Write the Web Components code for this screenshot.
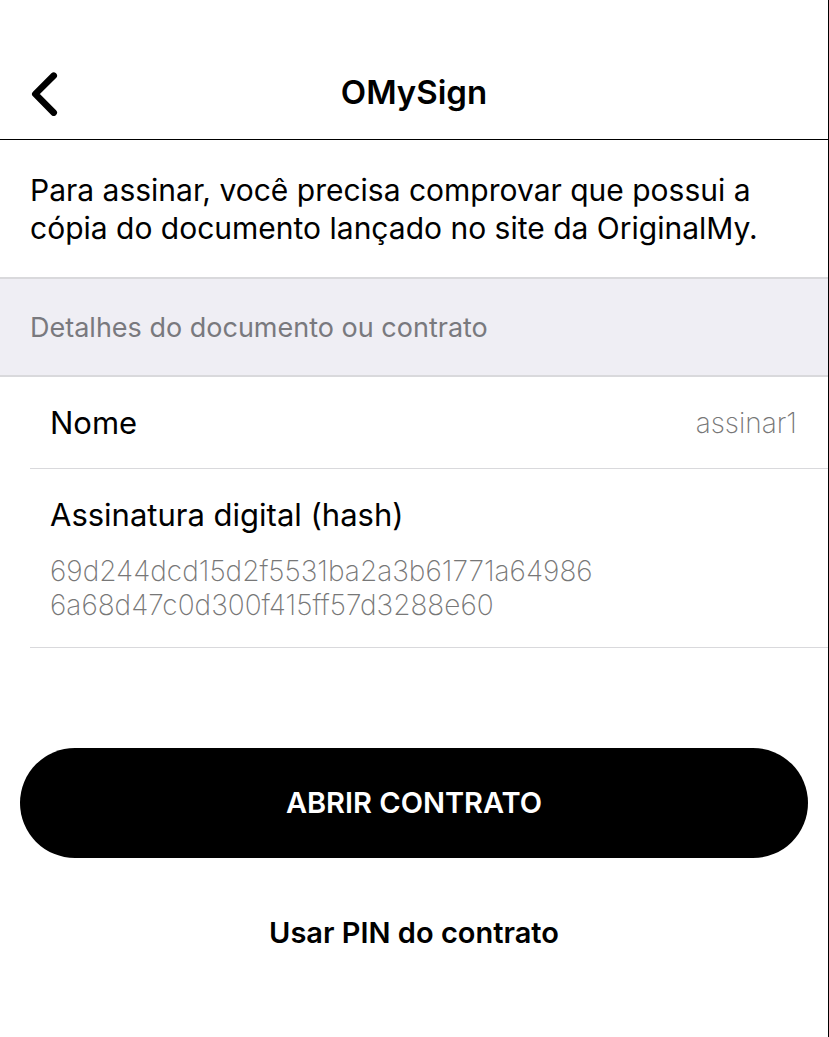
<!DOCTYPE html>
<html lang="pt-BR">
<head>
<meta charset="utf-8">
<meta name="viewport" content="width=device-width, initial-scale=1">
<title>OMySign</title>
<style>
html, body { margin: 0; background: #fff; }
body { font-family: Inter, "Liberation Sans", sans-serif; color: #000; }
</style>
</head>
<body>
<sign-screen>
  <nav-bar slot="header">OMySign</nav-bar>
  <intro-text>Para assinar, você precisa comprovar que possui a cópia do documento lançado no site da OriginalMy.</intro-text>
  <section-title>Detalhes do documento ou contrato</section-title>
  <detail-row>Nome<span slot="value">assinar1</span></detail-row>
  <detail-row stacked>Assinatura digital (hash)<span slot="value">69d244dcd15d2f5531ba2a3b61771a64986<br>6a68d47c0d300f415ff57d3288e60</span></detail-row>
  <action-group>
    <action-button>ABRIR CONTRATO</action-button>
    <action-button plain>Usar PIN do contrato</action-button>
  </action-group>
</sign-screen>
<script>
const define = (name, html) => {
  const template = document.createElement('template');
  template.innerHTML = html;
  customElements.define(name, class extends HTMLElement {
    constructor() {
      super();
      this.attachShadow({ mode: 'open' }).append(template.content.cloneNode(true));
    }
  });
};

define('sign-screen', `
<style>
:host { display: flex; flex-direction: column; box-sizing: border-box; min-height: 100vh; border-right: 1px solid #000; background: #fff; }
main { display: flex; flex-direction: column; }
</style>
<slot name="header"></slot><main><slot></slot></main>`);

define('nav-bar', `
<style>
:host { display: block; border-bottom: 1px solid #000; }
header { display: grid; grid-template-columns: 60px 1fr 60px; align-items: center; padding: 66px 0 21px; }
button { display: flex; height: 52px; padding: 0 0 0 30px; border: 0; background: none; align-items: center; }
svg { display: block; flex: none; }
h1 { margin: 0; text-align: center; font-size: 33px; line-height: 48px; font-weight: 600; }
</style>
<header>
<button type="button" aria-label="Voltar"><svg width="30" height="48" viewBox="0 0 30 48" fill="none" stroke="#000" stroke-width="6.6" stroke-linecap="round" stroke-linejoin="round"><path d="M23.700 7.700 5.300 26 23.700 44.600"/></svg></button>
<h1><slot></slot></h1>
</header>`);

define('intro-text', `
<style>
:host { display: block; padding: 31px 30px 30px; }
p { margin: 0; font-size: 30px; line-height: 38px; }
</style>
<p><slot></slot></p>`);

define('section-title', `
<style>
:host { display: block; padding: 31px 30px 29px; background: #efeef4; border: solid #d9d9dc; border-width: 2px 0; }
h2 { margin: 0; font-size: 27px; line-height: 36px; font-weight: 400; color: #79797e; }
</style>
<h2><slot></slot></h2>`);

define('detail-row', `
<style>
:host { display: flex; justify-content: space-between; align-items: center; margin-left: 30px; padding: 27px 31px 26px 20px; border-bottom: 1px solid #d9d9dc; }
:host([stacked]) { flex-direction: column; align-items: flex-start; gap: 20px; padding-bottom: 25px; }
.label { font-size: 31px; line-height: 38px; }
.value { font-size: 28px; line-height: 34px; font-weight: 200; color: #777; }
</style>
<span class="label"><slot></slot></span><span class="value"><slot name="value"></slot></span>`);

define('action-group', `
<style>
:host { display: flex; flex-direction: column; gap: 20px; padding: 100px 20px 20px; }
</style>
<slot></slot>`);

define('action-button', `
<style>
:host { display: block; }
button { display: block; width: 100%; height: 110px; border: 0; border-radius: 55px; background: #000; color: #fff; font: 600 29px/36px Inter, "Liberation Sans", sans-serif; }
:host([plain]) button { background: none; color: #000; }
</style>
<button type="button"><slot></slot></button>`);
</script>
</body>
</html>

*EXERCISE DIRECTIONS:* Restate the whole listing above exactly, except for its images.

*ANSWER TO THIS TASK:*
Write the Web Components code for this screenshot.
<!DOCTYPE html>
<html lang="pt-BR">
<head>
<meta charset="utf-8">
<meta name="viewport" content="width=device-width, initial-scale=1">
<title>OMySign</title>
<style>
html, body { margin: 0; background: #fff; }
body { font-family: Inter, "Liberation Sans", sans-serif; color: #000; }
</style>
</head>
<body>
<sign-screen>
  <nav-bar slot="header">OMySign</nav-bar>
  <intro-text>Para assinar, você precisa comprovar que possui a cópia do documento lançado no site da OriginalMy.</intro-text>
  <section-title>Detalhes do documento ou contrato</section-title>
  <detail-row>Nome<span slot="value">assinar1</span></detail-row>
  <detail-row stacked>Assinatura digital (hash)<span slot="value">69d244dcd15d2f5531ba2a3b61771a64986<br>6a68d47c0d300f415ff57d3288e60</span></detail-row>
  <action-group>
    <action-button>ABRIR CONTRATO</action-button>
    <action-button plain>Usar PIN do contrato</action-button>
  </action-group>
</sign-screen>
<script>
const define = (name, html) => {
  const template = document.createElement('template');
  template.innerHTML = html;
  customElements.define(name, class extends HTMLElement {
    constructor() {
      super();
      this.attachShadow({ mode: 'open' }).append(template.content.cloneNode(true));
    }
  });
};

define('sign-screen', `
<style>
:host { display: flex; flex-direction: column; box-sizing: border-box; min-height: 100vh; border-right: 1px solid #000; background: #fff; }
main { display: flex; flex-direction: column; }
</style>
<slot name="header"></slot><main><slot></slot></main>`);

define('nav-bar', `
<style>
:host { display: block; border-bottom: 1px solid #000; }
header { display: grid; grid-template-columns: 60px 1fr 60px; align-items: center; padding: 66px 0 21px; }
button { display: flex; height: 52px; padding: 0 0 0 30px; border: 0; background: none; align-items: center; }
svg { display: block; flex: none; }
h1 { margin: 0; text-align: center; font-size: 33px; line-height: 48px; font-weight: 600; }
</style>
<header>
<button type="button" aria-label="Voltar"><svg width="30" height="48" viewBox="0 0 30 48" fill="none" stroke="#000" stroke-width="6.6" stroke-linecap="round" stroke-linejoin="round"><path d="M23.700 7.700 5.300 26 23.700 44.600"/></svg></button>
<h1><slot></slot></h1>
</header>`);

define('intro-text', `
<style>
:host { display: block; padding: 31px 30px 30px; }
p { margin: 0; font-size: 30px; line-height: 38px; }
</style>
<p><slot></slot></p>`);

define('section-title', `
<style>
:host { display: block; padding: 31px 30px 29px; background: #efeef4; border: solid #d9d9dc; border-width: 2px 0; }
h2 { margin: 0; font-size: 27px; line-height: 36px; font-weight: 400; color: #79797e; }
</style>
<h2><slot></slot></h2>`);

define('detail-row', `
<style>
:host { display: flex; justify-content: space-between; align-items: center; margin-left: 30px; padding: 27px 31px 26px 20px; border-bottom: 1px solid #d9d9dc; }
:host([stacked]) { flex-direction: column; align-items: flex-start; gap: 20px; padding-bottom: 25px; }
.label { font-size: 31px; line-height: 38px; }
.value { font-size: 28px; line-height: 34px; font-weight: 200; color: #777; }
</style>
<span class="label"><slot></slot></span><span class="value"><slot name="value"></slot></span>`);

define('action-group', `
<style>
:host { display: flex; flex-direction: column; gap: 20px; padding: 100px 20px 20px; }
</style>
<slot></slot>`);

define('action-button', `
<style>
:host { display: block; }
button { display: block; width: 100%; height: 110px; border: 0; border-radius: 55px; background: #000; color: #fff; font: 600 29px/36px Inter, "Liberation Sans", sans-serif; }
:host([plain]) button { background: none; color: #000; }
</style>
<button type="button"><slot></slot></button>`);
</script>
</body>
</html>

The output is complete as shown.